The album “Don't Try This at Home” was released in September 1991, and included the song, “Sexuality,” which reached the U.K. Singles chart. Bragg released the album “William Bloke” in 1996 after taking time off to help raise his son. Around that time, Nora Guthrie (daughter of American folk artist Woody Guthrie) asked Bragg to set some of her father's unrecorded lyrics to music. The result was a collaboration with the band Wilco and Natalie Merchant (with whom Bragg had worked previously). They released the album “Mermaid Avenue” in 1998, and “Mermaid Avenue Vol. II” in 2000. A rift with Wilco over mixing and sequencing the album led to Bragg recruiting his own band, The Blokes, to promote the album. The Blokes included keyboardist Ian McLagan, who had been a member of Bragg's boyhood heroes The Faces.
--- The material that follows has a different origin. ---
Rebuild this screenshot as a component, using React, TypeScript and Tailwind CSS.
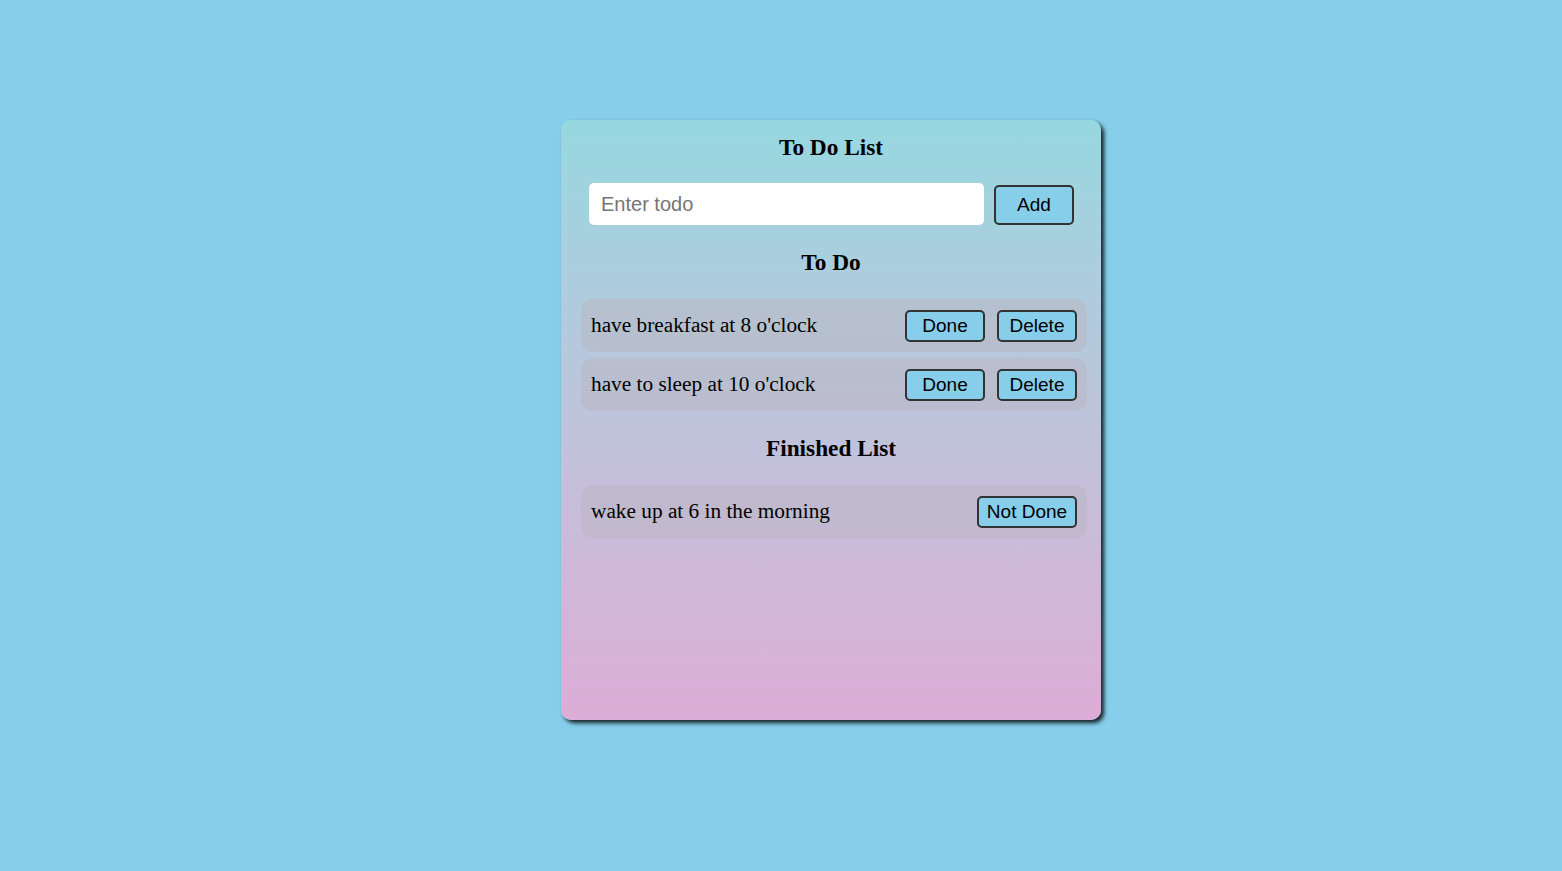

The documentary film “Man in the Sand” depicts the roles of Nora Guthrie, Bragg, and Wilco in the creation of the “Mermaid Avenue” albums.

In 2007 Bragg moved closer to his English folk music roots by joining the WOMAD-inspired collective The Imagined Village, who recorded an album of updated versions of traditional English songs and dances and toured through that autumn. Bragg released his album “Mr. Love & Justice” in March 2008. This was the second Bragg album to be named after a book by Colin MacInnes.

He was involved in the play Pressure Drop at the Wellcome Collection in London in April and May 2010. The production, written by Mick Gorden, featured new songs by Bragg. He performed during the play with his band, and acted as compere.

He took part in the Bush Theatre's 2011 project “Sixty Six” where he wrote a piece based upon a chapter of the King James Bible. “Mermaid Avenue Vol. III” and “Mermaid Avenue: The Complete Sessions” were also released in early 2012. In 2013, Bragg released his studio album, five years since “Mr. Love & Justice,” titled “Tooth And Nail.” It featured 11 original songs, including one written for the Bush Theatre, and a Woody Guthrie cover. Stylistically, it continues to explore genres of Americana and alternative country, both of which he has said he has been playing and writing regularly since “Mermaid Avenue.”